Walking through Akihabara, we encountered one of the right wing political groups (uyoku dantai, 右翼団体) with their black vans and slogans – they didn’t slow down or abuse us, merely continued on their way promoting whatever their campaign was at the time.
I made enquiries with a number of friends who recently visited Japan for periods ranging from a week through to several months and not one of them could recall any bad experiences, no harassment or obstruction. Quetzal had spoken of a few restaurants and cafés that had signs up excluding foreigners but there could be a number of reasons for this – there are probably a number of times that they had had bad experiences with foreigners causing trouble, but it could be just as likely that they were merely shy around us and didn’t want to make a bad impression either through miscommunication or unintended insult. There would probably be only a small number of locations who genuinely wanted to exclude foreigners for racist or other hostile reasons.
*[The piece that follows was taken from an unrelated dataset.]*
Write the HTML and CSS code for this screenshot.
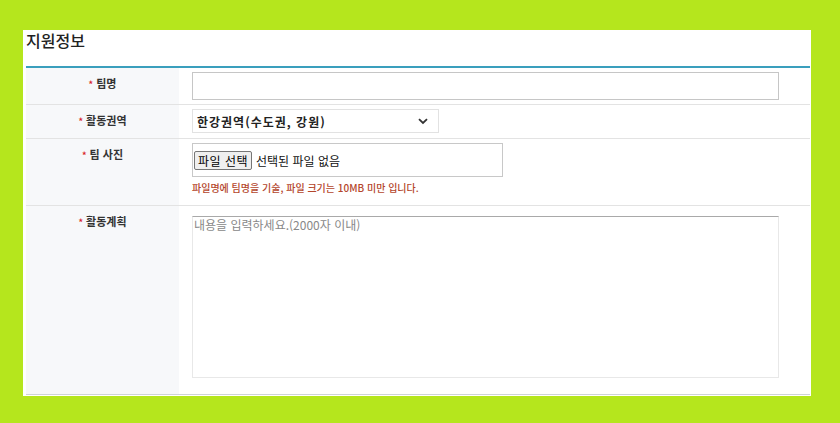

Rather than campaigning to have such locations opened to non-Japanese, wouldn’t it be better to simply take our business elsewhere? If we aren’t welcomed, they won’t profit from us.
During my research, the overall philosophy seems to be “behave yourself and be respectful to the people and to their culture and everyone will get along just fine”. Provided that you don’t stir up trouble yourself or demand everyone conform to your expectations of conduct – how many times have people gone to another country and then complained that no one spoke their language, accepted their currency or served their style of food in restaurants – you shouldn’t run into any troubles. Its not a difficult task to carry your passport or registration card with you when you go out so don’t start a fight when an official requests to see it. Don’t get drunk and disorderly in public, something that seems to be a frequent occurrence among visitors, don’t vandalise other people’s property and don’t talk on your mobile phone on public transport. And always, always be polite.
Don’t be that person who fulfils all the negative stereotypes associated with your culture.